La Vencedora is constantly improving its manufacturing processes and the grade of goodness of its products. Its entire personnel, including both factory workers and distribution employes, are local labor and proficient in their line.
 
Aside from this white corn tortilla, which is a delicious complement to any meal or dish and a basic ingredient in the preparation of Mexican tacos, La Vencedora manufactures red tortillas, specially baked for enchiladas, and the famous “Tostos,” a toasted, crispy tortilla chip that has won widespread attention. All of the products manufactured by La Vencedora enjoy a largedemand and are obtainable at grocery stores throughout the city.
   
Google Books
Sunset’s Host and Hostess Book
By Helen Kroeger Muhs, Sunset magazine
Published by Lane publishing co.
1940
Pg. 117:
Add French dressing, half a cup or so, chill, and serve on a big plate of shredded lettuce accompanied by tortilla chips. 
   
Google Books
The California Cook Book: For Indoor and Outdoor Eating
By Genevieve Anne Callahan
Published by M. Barrows
1946
Pg. 62:
Tortilla chips; toasted French bread; bread sticks.
   
Los Angeles (CA) Times 
Rebecca Webb Carranza, 98; Pioneered Creation, Manufacture of Tortilla Chip
By Valerie J. Nelson
February 07, 2006 in print edition B-11
The headline in Popular Mechanics magazine saluted a manufacturing triumph in Los Angeles: “Tortillas Meet the Machine Age.” It was 1950, and the El Zarape Tortilla Factory, among the first to automate the production of tortillas, had used a tortilla-making machine for three years.
 
Corn and flour disks poured off the conveyor belt more than 12 times faster than they could be made by hand. At first many came out “bent” or misshapen, as company President Rebecca Webb Carranza recalled decades later, and were thrown away.
 
For a family party in the late 1940s, Carranza cut some of the discarded tortillas into triangles and fried them. A hit with the relatives, the chips soon sold for a dime a bag at her Mexican delicatessen and factory at the corner of Jefferson Boulevard and Arlington Avenue in southwest Los Angeles.
 
By the 1960s, the snack the family packaged as Tort Chips and delivered up and down the coast had evolved into El Zarape’s primary business.

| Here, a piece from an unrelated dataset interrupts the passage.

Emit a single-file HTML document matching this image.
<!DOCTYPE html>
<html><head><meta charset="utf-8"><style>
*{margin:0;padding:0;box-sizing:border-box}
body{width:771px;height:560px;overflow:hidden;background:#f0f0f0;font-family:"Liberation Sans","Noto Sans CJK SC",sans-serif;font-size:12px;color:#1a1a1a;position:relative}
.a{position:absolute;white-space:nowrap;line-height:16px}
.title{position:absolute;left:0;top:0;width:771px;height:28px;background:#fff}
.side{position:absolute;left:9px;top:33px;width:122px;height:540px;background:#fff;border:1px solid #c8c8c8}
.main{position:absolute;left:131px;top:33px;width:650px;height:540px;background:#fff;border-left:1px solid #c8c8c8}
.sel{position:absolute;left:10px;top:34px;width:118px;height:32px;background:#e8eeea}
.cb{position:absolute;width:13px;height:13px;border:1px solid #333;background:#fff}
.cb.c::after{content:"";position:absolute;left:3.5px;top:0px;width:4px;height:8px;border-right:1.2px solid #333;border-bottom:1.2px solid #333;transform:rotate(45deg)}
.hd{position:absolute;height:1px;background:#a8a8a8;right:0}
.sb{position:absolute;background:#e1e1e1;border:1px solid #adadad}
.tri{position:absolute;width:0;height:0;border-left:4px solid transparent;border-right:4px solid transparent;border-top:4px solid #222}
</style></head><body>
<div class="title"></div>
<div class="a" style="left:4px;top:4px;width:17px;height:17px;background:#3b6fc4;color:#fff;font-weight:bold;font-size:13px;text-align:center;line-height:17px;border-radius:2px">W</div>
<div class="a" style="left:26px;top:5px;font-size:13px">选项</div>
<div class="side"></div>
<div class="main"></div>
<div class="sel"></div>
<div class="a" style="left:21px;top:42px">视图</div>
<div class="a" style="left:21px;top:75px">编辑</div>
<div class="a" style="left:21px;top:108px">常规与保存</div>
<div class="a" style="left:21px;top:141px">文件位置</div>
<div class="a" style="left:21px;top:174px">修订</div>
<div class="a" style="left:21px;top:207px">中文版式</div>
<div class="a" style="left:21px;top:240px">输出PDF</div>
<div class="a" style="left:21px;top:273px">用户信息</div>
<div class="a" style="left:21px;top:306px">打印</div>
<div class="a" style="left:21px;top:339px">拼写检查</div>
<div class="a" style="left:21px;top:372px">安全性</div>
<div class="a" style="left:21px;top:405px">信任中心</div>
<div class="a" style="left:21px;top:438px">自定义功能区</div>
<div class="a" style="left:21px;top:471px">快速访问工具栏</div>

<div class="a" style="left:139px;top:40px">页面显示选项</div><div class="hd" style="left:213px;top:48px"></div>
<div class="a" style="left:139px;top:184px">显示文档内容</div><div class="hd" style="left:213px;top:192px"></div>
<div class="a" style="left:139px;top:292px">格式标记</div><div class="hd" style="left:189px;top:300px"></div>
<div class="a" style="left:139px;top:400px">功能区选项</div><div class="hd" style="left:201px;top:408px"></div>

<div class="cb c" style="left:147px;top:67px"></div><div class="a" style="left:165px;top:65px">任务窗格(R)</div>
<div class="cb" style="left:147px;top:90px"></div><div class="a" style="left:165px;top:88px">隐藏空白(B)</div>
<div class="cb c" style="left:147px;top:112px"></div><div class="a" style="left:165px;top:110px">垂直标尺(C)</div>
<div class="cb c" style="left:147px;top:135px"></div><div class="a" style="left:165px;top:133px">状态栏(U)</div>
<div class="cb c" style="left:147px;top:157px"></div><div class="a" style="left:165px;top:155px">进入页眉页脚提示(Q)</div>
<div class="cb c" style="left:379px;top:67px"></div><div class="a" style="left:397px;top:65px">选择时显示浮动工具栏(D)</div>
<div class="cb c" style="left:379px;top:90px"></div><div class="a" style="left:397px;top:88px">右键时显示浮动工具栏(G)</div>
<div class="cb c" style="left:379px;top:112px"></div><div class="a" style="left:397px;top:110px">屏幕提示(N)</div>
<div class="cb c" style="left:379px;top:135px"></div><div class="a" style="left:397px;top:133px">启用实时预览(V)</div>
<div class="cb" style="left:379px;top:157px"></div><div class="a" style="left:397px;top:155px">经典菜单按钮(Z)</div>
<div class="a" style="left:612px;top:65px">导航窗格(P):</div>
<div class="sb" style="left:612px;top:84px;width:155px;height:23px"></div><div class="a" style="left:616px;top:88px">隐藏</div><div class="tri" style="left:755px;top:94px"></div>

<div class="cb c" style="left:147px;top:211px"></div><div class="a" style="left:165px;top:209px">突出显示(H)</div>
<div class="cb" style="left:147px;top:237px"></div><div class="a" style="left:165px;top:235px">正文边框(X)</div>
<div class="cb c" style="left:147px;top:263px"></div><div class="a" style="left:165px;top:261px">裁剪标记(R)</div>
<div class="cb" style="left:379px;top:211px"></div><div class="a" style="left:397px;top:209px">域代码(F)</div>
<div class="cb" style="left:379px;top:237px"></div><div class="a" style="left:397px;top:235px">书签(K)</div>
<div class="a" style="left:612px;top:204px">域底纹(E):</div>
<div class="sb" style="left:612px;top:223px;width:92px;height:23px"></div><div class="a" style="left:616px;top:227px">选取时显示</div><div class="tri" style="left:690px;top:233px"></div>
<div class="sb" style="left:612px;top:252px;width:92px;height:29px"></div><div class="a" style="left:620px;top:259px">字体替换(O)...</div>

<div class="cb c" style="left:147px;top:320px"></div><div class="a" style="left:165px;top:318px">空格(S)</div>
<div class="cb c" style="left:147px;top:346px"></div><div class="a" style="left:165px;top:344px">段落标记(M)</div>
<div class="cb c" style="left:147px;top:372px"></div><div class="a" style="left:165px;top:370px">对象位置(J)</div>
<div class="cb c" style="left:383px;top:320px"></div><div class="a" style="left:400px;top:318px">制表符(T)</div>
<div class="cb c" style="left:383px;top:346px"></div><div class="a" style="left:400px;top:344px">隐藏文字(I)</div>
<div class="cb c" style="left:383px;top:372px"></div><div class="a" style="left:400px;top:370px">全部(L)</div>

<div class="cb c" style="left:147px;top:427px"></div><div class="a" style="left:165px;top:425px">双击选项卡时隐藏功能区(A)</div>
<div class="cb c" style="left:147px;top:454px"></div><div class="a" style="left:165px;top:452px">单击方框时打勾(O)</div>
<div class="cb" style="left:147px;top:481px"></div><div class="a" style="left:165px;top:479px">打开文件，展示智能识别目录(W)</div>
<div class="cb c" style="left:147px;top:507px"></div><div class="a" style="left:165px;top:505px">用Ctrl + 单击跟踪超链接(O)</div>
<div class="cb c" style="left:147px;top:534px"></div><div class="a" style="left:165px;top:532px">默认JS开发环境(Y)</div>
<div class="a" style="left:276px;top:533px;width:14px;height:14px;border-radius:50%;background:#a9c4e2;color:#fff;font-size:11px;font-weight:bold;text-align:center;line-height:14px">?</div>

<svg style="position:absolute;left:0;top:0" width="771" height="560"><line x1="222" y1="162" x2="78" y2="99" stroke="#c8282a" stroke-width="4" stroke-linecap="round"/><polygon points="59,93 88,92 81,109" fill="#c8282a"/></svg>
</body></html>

Carranza, who was recognized by the tortilla industry as one of the pioneers of the commercial tortilla chip, died Jan. 19 from complications of old age at a hospice in Phoenix, her family said. She was 98.
 
San Diego (CA) Union-Tribune
OBITUARY
Rebecca Carranza; a pioneer of the tortilla chip; 98
ASSOCIATED PRESS
February 24, 2006
Rebecca Webb Carranza, who is credited with playing an important role in popularizing the now ubiquitous tortilla chip, has died at age 98.

Ms. Carranza died Jan. 19 at a hospice in Phoenix, said her sons, Mario R. Carranza and Victor Luis Carranza.

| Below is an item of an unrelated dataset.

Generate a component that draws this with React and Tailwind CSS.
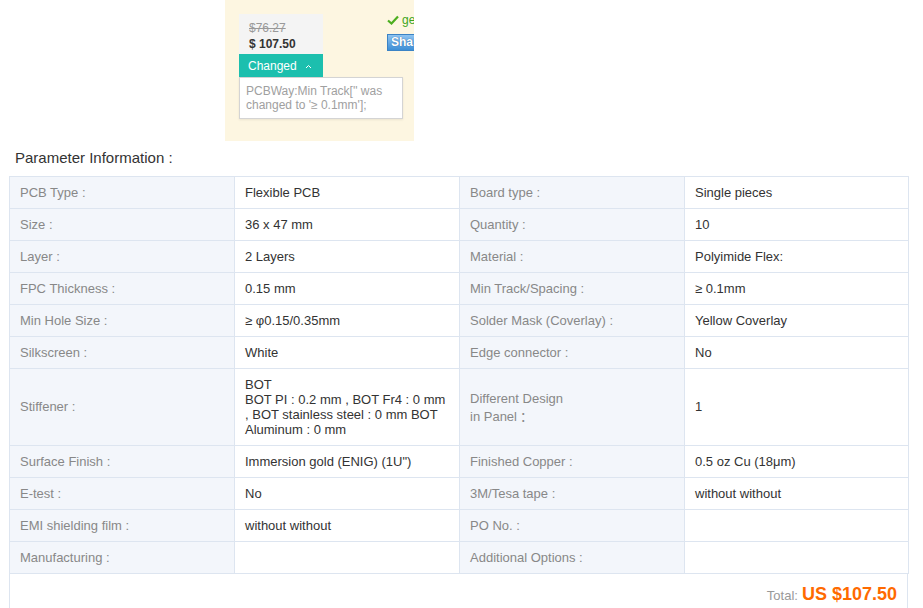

In the late 1940s, the Carranza family’s Los Angeles-based El Zarape Tortilla Factory began making tortillas by machine, but at first many of the corn and flour disks were misshapen and had to be thrown away.

Ms. Carranza took some of the rejects home for a party, cut them into triangles and fried them. They were a huge hit with her guests and she began selling them for 10 cents a bag. By the 1960s the Tort Chips, as they were called, were El Zarape’s main business.
 
Ms. Carranza was one of about 20 industry innovators honored with the Golden Tortilla in 1994 and 1995, the only years the award was given, said Mario Orozco, an employee of Irving, Texas-based Azteca Milling, who created the honor.